NEW YORK (AP) — Comments from Fed Chairman Ben Bernanke set off a stock market rally early Wednesday, but it wasn’t long before another Fed official helped cut it short.
In testimony before Congress, Bernanke said the central bank would be open to new economic stimulus measures, but only if the economy gets much worse. The remarks were far from a promise for more Fed action, but markets reacted immediately nonetheless. The Dow Jones industrial average jumped as many as 164 points, or 1.3 percent.
Most of those gains evaporated later in the day after Federal Reserve Bank of Dallas President Richard Fisher said in a speech that the Fed had already “pressed the limits of monetary policy.”

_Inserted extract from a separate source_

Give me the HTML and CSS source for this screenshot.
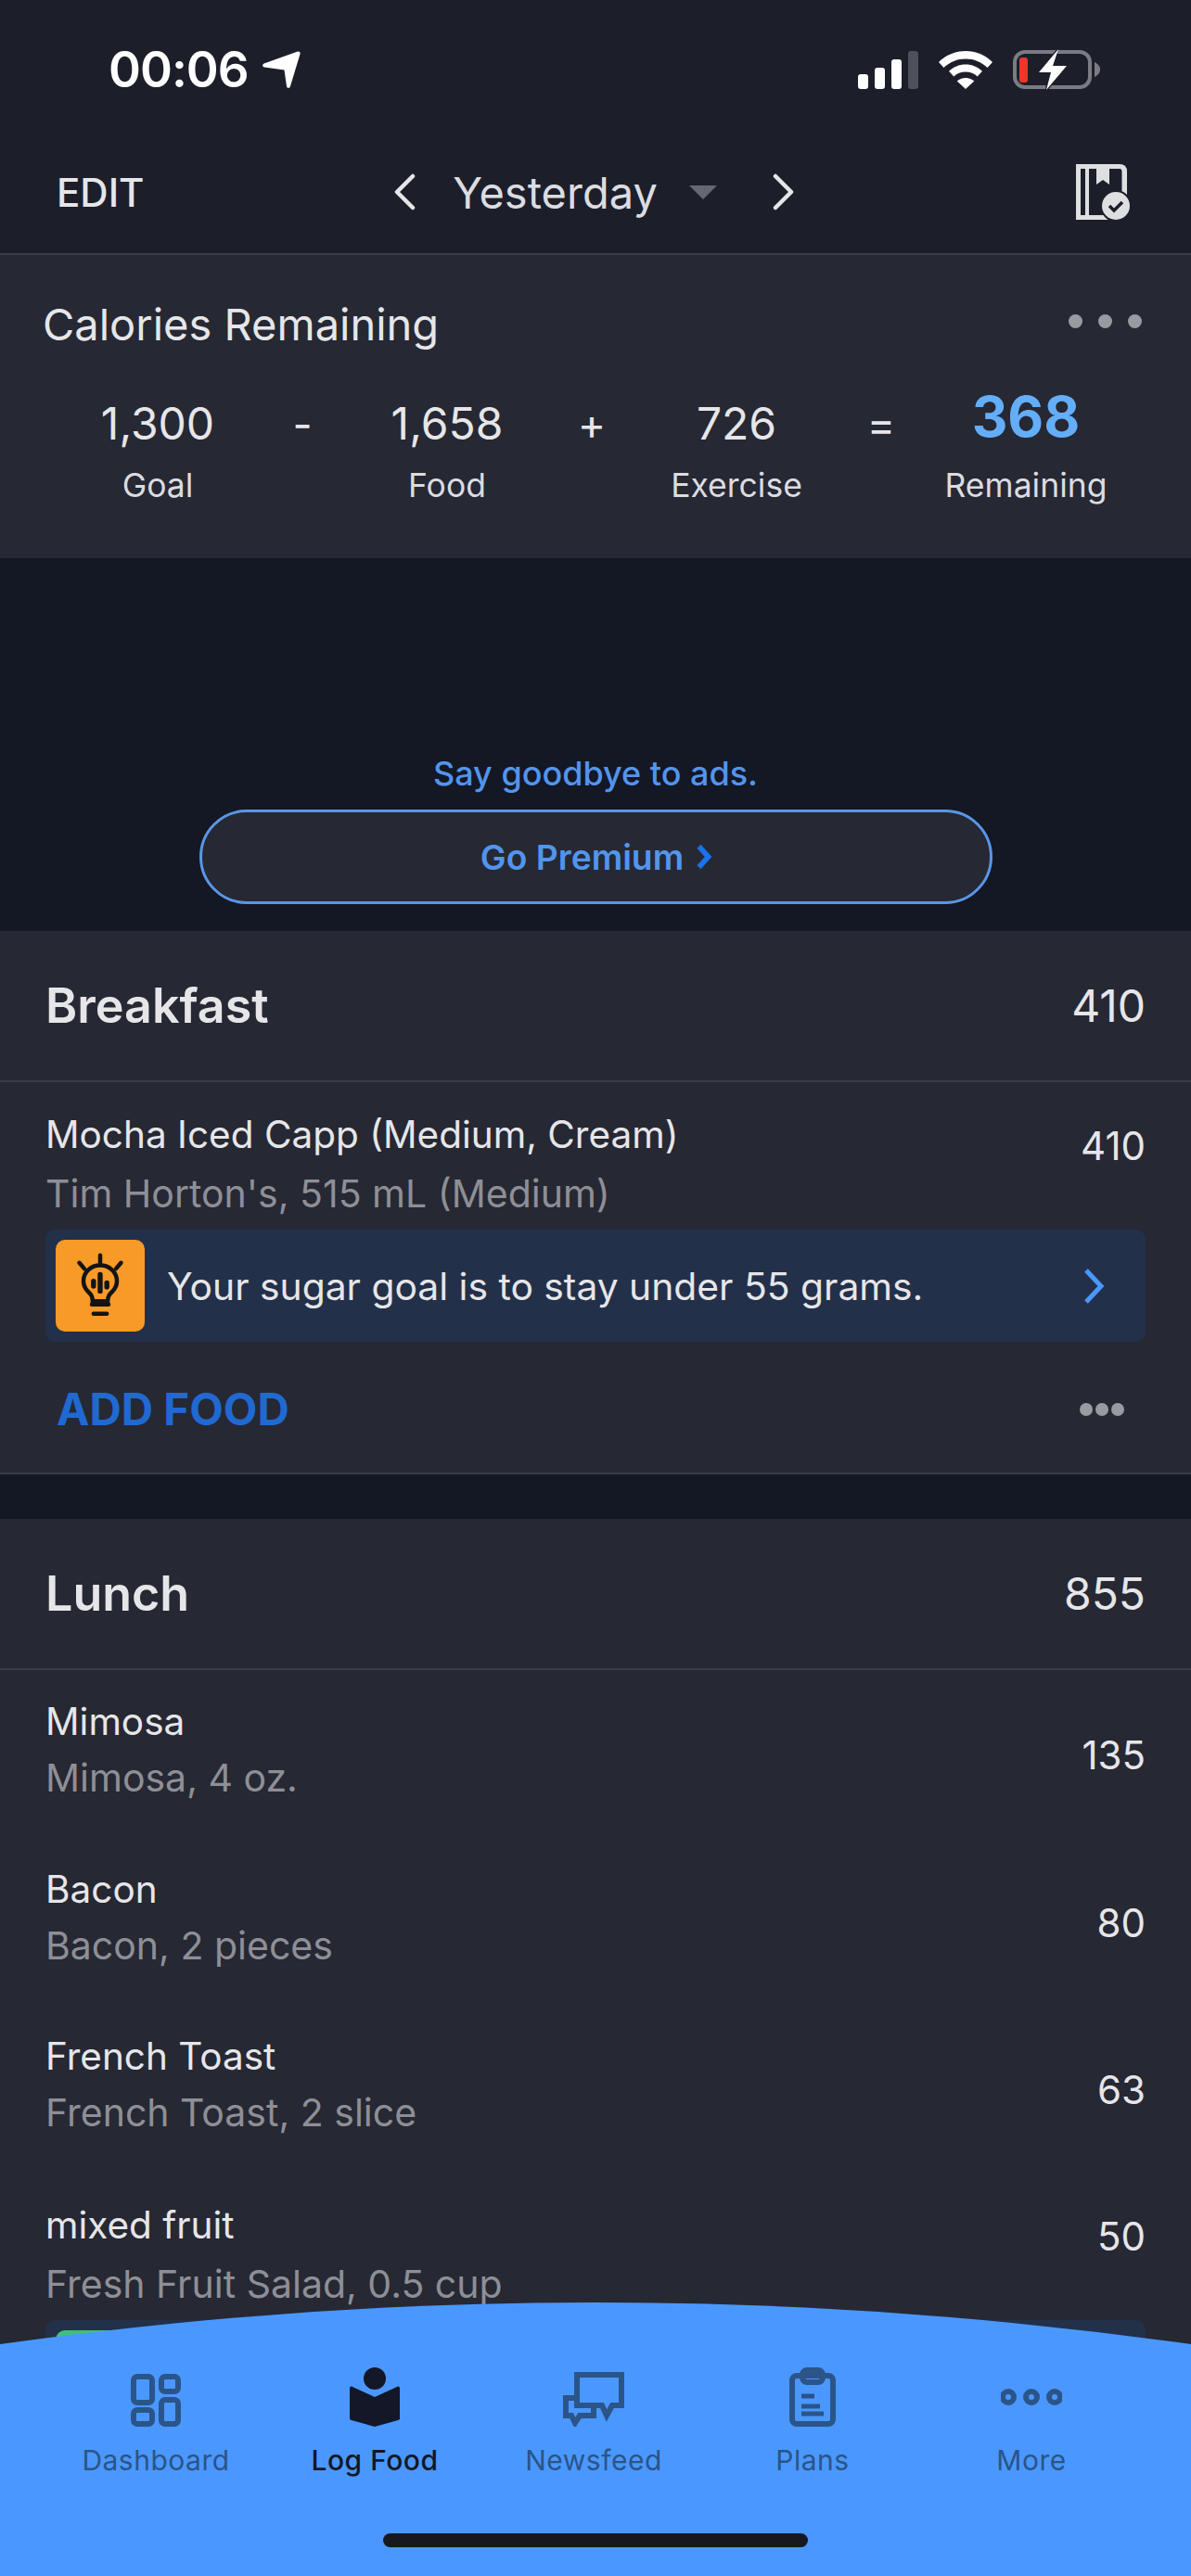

Then Scott added this comment:
I wonder what it feels like to be able to destroy several hundred billion dollars in wealth (worldwide) by just opening your mouth.
One of the commenters wrote:
Blaming Richard Fisher for “destroying wealth” sure is a funny way of looking at things. Markets bounce around all the time on all kinds of news, odds are very high that the market would have pulled back eventually whether he talked or not. It could be that some speculators tried to ride out the Bernanke statement bounce then sold at the top.
In my post yesterday, I quoted from the Bloomberg item on the “Bernanke rally,” noting that the yield on the 10-year Treasury had risen, along with the stock market, from 2.88 to 2.95. By the end of the day, the yield had fallen back to 2.88.
Was it just coincidence that the yield on the 10-year Treasury and the S&P 500 were moving in sync? I don’t think so. Nor do I think that the timing of the turning point yesterday was unrelated to Fisher’s comment. Last September, after Bernanke first signaled a second round of quantitative easing, the stock market did not really start to move strongly upward until James Bullard, President of the St. Louis Fed, and William Dudley, President of the New York Fed, publicly endorsed QE2. Unfortunately, Bullard, head of that bastion of Chicago-School Monetarism in St. Louis, seems to have switched sides.